August 11, 2005

Former LSU coach laid to rest in Walnut Grove

Gunter remembered as authentic person as well as women's basketball legend

CARTHAGE — Mississippi State women's basketball coach Sharon Fanning knew exactly why it began to rain during the funeral procession of longtime colleague Sue Gunter.

"I'm sure Sue was laughing while we were driving out here," said Fanning. "She was up there saying, 'I am putting y'all through the weather.' When I think of Sue Gunter, I think of that laugh and her humor. She could always make you laugh and was just a friend to everyone and a tremendous encourager."

Fanning was one of about 200 people paying their final respects to Gunter, a Walnut Grove native and former LSU coach who died Thursday at 66 after battling emphysema.

Gunter was also honored Monday in a Baton Rouge memorial service attended by around 500 people.

As accomplished as Gunter was as a coach — a Women's Basketball Hall of Famer, a Mississippi Sports Hall of Famer, and recently voted into the Basketball Hall of Fame — it was her presence off the floor that was talked about the most Tuesday.

"She was a wonderful player that made me look good a lot of times when I didn't deserve to," said Ed Logan, Gunter's high school coach. "But the most important thing wasn't her basketball ability. She was a wonderful person. She was nice, respectful, a good student, and a hard worker. I started to call her a bad loser, but she never did hardly lose."

As a player, Gunter's high school team went undefeated two straight years and her winning ways didn't stop there. Her 708-308 career coaching record ranks third all-time among women's basketball coaches, trailing only Pat Summitt of Tennessee and Jody Conradt of Texas.

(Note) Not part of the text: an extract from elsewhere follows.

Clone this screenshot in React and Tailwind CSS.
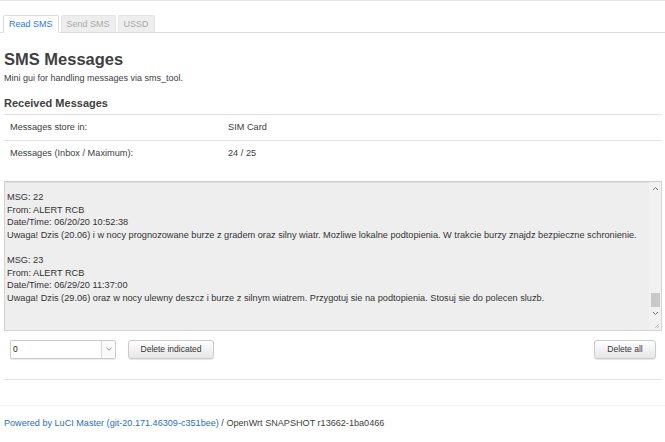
import { useState } from 'react'

const messages = [
  {
    id: 22,
    from: 'ALERT RCB',
    date: '06/20/20 10:52:38',
    text: 'Uwaga! Dzis (20.06) i w nocy prognozowane burze z gradem oraz silny wiatr. Mozliwe lokalne podtopienia. W trakcie burzy znajdz bezpieczne schronienie.'
  },
  {
    id: 23,
    from: 'ALERT RCB',
    date: '06/29/20 11:37:00',
    text: 'Uwaga! Dzis (29.06) oraz w nocy ulewny deszcz i burze z silnym wiatrem. Przygotuj sie na podtopienia. Stosuj sie do polecen sluzb.'
  }
]

const tabs = ['Read SMS', 'Send SMS', 'USSD']

const App = () => {
  const [active, setActive] = useState('Read SMS')
  const [index, setIndex] = useState('0')

  return (
    <div className="min-h-[442px] bg-white text-[#404040] font-['Liberation_Sans',Arial,sans-serif] border-t border-[#e8e8e8]">
      {/* Tabs */}
      <div className="mt-[14px] flex items-end gap-[2px] pl-[3px] border-b border-[#dddddd] h-[18px]">
        {tabs.map((t) => (
          <button
            key={t}
            onClick={() => setActive(t)}
            className={
              t === active
                ? 'h-[18px] -mb-px px-[5px] text-[9px] leading-[16px] text-[#2a7ad8] bg-white border border-[#dddddd] border-b-white rounded-t-[2px]'
                : 'h-[17px] px-[5px] text-[9px] leading-[16px] text-[#aaaaaa] bg-[#eeeeee] border border-[#e4e4e4] border-b-0 rounded-t-[2px]'
            }
          >
            {t}
          </button>
        ))}
      </div>

      <div className="px-[4px]">
        {/* Header */}
        <h1 className="mt-[16px] text-[16.5px] leading-[20px] font-bold text-[#404040]">SMS Messages</h1>
        <p className="mt-[4px] text-[9px] leading-[11px]">Mini gui for handling messages via sms_tool.</p>

        <h2 className="mt-[12px] text-[11px] leading-[14px] font-bold">Received Messages</h2>

        {/* Info table */}
        <div className="mt-[4px] border-t border-[#e2e2e2] text-[9.2px] w-[658px]">
          <div className="flex items-center h-[26px] border-b border-[#e2e2e2]">
            <span className="pl-[6px] w-[224px]">Messages store in:</span>
            <span>SIM Card</span>
          </div>
          <div className="flex items-center h-[26px]">
            <span className="pl-[6px] w-[224px]">Messages (Inbox / Maximum):</span>
            <span>24 / 25</span>
          </div>
        </div>

        {/* Message box */}
        <div className="mt-[14px] w-[658px] h-[150px] flex bg-[#eeeeee] border border-[#d4d4d4] border-t-[#cccccc] shadow-[inset_0_1px_1px_rgba(0,0,0,0.06)]">
          <div className="flex-1 pl-[2px] pt-[9px] text-[9.2px] leading-[12.6px] text-[#333333] overflow-hidden whitespace-nowrap">
            {messages.map((m) => (
              <div key={m.id} className="mb-[12.6px]">
                <div>MSG: {m.id}</div>
                <div>From: {m.from}</div>
                <div>Date/Time: {m.date}</div>
                <div>{m.text}</div>
              </div>
            ))}
          </div>
          {/* fake scrollbar */}
          <div className="w-[12px] flex flex-col items-center bg-[#f1f1f1]">
            <svg className="mt-[4px]" width="7" height="5" viewBox="0 0 7 5">
              <path d="M1 4 L3.5 1.5 L6 4" fill="none" stroke="#7a7a7a" strokeWidth="1" />
            </svg>
            <div className="flex-1" />
            <div className="w-[9px] h-[14px] bg-[#c8c8c8]" />
            <svg className="mt-[4px]" width="7" height="5" viewBox="0 0 7 5">
              <path d="M1 1 L3.5 3.5 L6 1" fill="none" stroke="#7a7a7a" strokeWidth="1" />
            </svg>
            <svg className="mt-[7px] mb-[1px] self-end mr-[1px]" width="6" height="6" viewBox="0 0 6 6">
              <path d="M5 1 L1 5 M5 3 L3 5" stroke="#b5b5b5" strokeWidth="0.8" />
            </svg>
          </div>
        </div>

        {/* Controls */}
        <div className="mt-[8px] flex items-center w-[658px] h-[20px]">
          <div className="ml-[6px] relative w-[106px] h-[19px] border border-[#cccccc] rounded-[2px] bg-white shadow-[0_1px_1px_rgba(0,0,0,0.08)] flex items-center">
            <select
              value={index}
              onChange={(e) => setIndex(e.target.value)}
              className="appearance-none w-full h-full bg-transparent pl-[2px] text-[8.5px] text-[#222222] outline-none"
            >
              <option value="0">0</option>
              <option value="1">1</option>
            </select>
            <div className="absolute right-0 top-0 h-full w-[14px] border-l border-[#d8d8d8] bg-[#fafafa] flex items-center justify-center pointer-events-none">
              <svg width="6" height="4" viewBox="0 0 6 4">
                <path d="M0.5 0.8 L3 3.2 L5.5 0.8" fill="none" stroke="#888888" strokeWidth="0.9" />
              </svg>
            </div>
          </div>
          <button className="ml-[12px] w-[86px] h-[19px] text-[8.5px] text-[#333333] border border-[#cccccc] rounded-[3px] bg-gradient-to-b from-white to-[#e6e6e6] shadow-[0_1px_1px_rgba(0,0,0,0.1)]">
            Delete indicated
          </button>
          <button className="ml-auto mr-[6px] w-[62px] h-[19px] text-[8.5px] text-[#333333] border border-[#cccccc] rounded-[3px] bg-gradient-to-b from-white to-[#e6e6e6] shadow-[0_1px_1px_rgba(0,0,0,0.1)]">
            Delete all
          </button>
        </div>

        <div className="mt-[20px] w-[658px] border-t border-[#e2e2e2]" />
      </div>

      <div className="mt-[25px] border-t border-[#f2f2f2]" />

      {/* Footer */}
      <p className="mt-[11px] px-[4px] text-[9.1px] leading-[12px]">
        <a href="#" className="text-[#2a6ebb]">Powered by LuCI Master (git-20.171.46309-c351bee)</a>
        {' / OpenWrt SNAPSHOT r13662-1ba0466'}
      </p>
    </div>
  )
}

export default App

LSU coach Pokey Chatman said plenty about the coach she replaced in 2004.

"She's been everything," said Chatman about Gunter's role in her life. "She has been a part of my maturation process. Sue is embedded in my fabric and I can take so much from her than just basketball.

"The beauty of Sue was that she was consistently Sue and was such a relationship builder," Chatman said. "She was a master at that because she was real. I hope I am half as good as she was."

Former LSU player Temeka Johnson described Gunter — who had no children of her own — as a motherly figure.

"The basketball stuff was a given, but she broadened my horizons to a lot of things and helped raise me to be the young woman that I am today," said Johnson, now playing with the WNBA's Washington Mystics. "She was a fighter, she was loving, and she was caring."

Several of Gunter's high school teammates were also in attendance, including Jackye Britt, who now lives in Grenada.

"We always kept up with her," Britt said. "She was a fine person and a basketball person all the way. I'd imagine she's the most famous person to ever come out of Walnut Grove."

Gunter returned to Walnut Grove Tuesday, where she was buried beside her parents at the Mount Zion Cemetery.

Jill Upton, a lifelong friend and former teammate of Gunter's, fought through tears moments after the graveside service.

"You were very unfortunate if you didn't know Sue," said Upton. "She was born to lead with a special gift. The ripple effect that she has had will definitely live on. I'll be buried about 20 feet from her. I told her that when I get there, we'll both get up at midnight and play a one-on-one game of basketball."

Moments later, the rain had slowed to a slight drizzle. A soft clap of thunder was heard in the Leake County sky: One final applause for a Mississippi legend.